Stylists resisted the urge to create a pastiche of a 90-year old race like the Type 35. It doesn’t look like the Chiron, either, though its proportions are inevitably similar because the two cars share many parts under their carbonfibre bodies.
Chiron genes are more pronounced inside. Sitting inches off the ground, I face a 500kph speedometer flanked by screens and a relatively small steering wheel with two red buttons and a pair of shift paddles.
My test car – whose owner is patiently waiting for it – wears a two-tone interior with a mostly grey driver’s seat, a black passenger’s seat, and both colours on the steering wheel. Over two-thirds of buyers chose to customise their car and nearly anything is possible as long as clients are willing to pay for it.

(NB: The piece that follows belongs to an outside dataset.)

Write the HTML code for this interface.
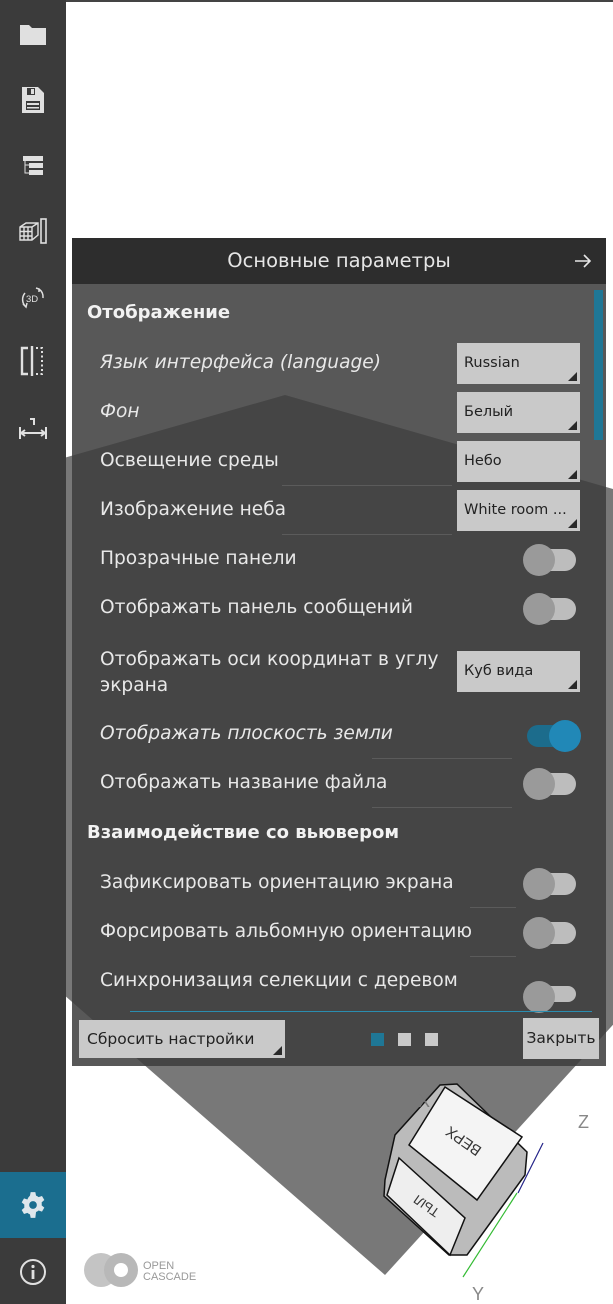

Bugatti made no major mechanical changes, meaning the Divo is powered by the Chiron’s quad-turbocharged, 8.0-litre W16 engine. It sends 1479bhp and 1180lb ft of torque to the four wheels via a seven-speed dual-clutch automatic transmission. 0-62mph takes 2.4sec, which is on par with the Chiron.
It’s not a stripped-out track car – its interior is thoroughly luxurious and impeccably built – yet it’s 77lbs lighter than the Chiron and engineers wisely shaved weight where it truly counts.
Lighter wheels reduce unsprung weight to make the Divo quicker on its feet, for example. Meanwhile, aerodynamic improvements like a 6ft-wide rear wing (23% wider than the Chiron’s) that doubles as an air brake and a redesigned rear diffuser generate the downforce required for the Divo to stay planted on the ground.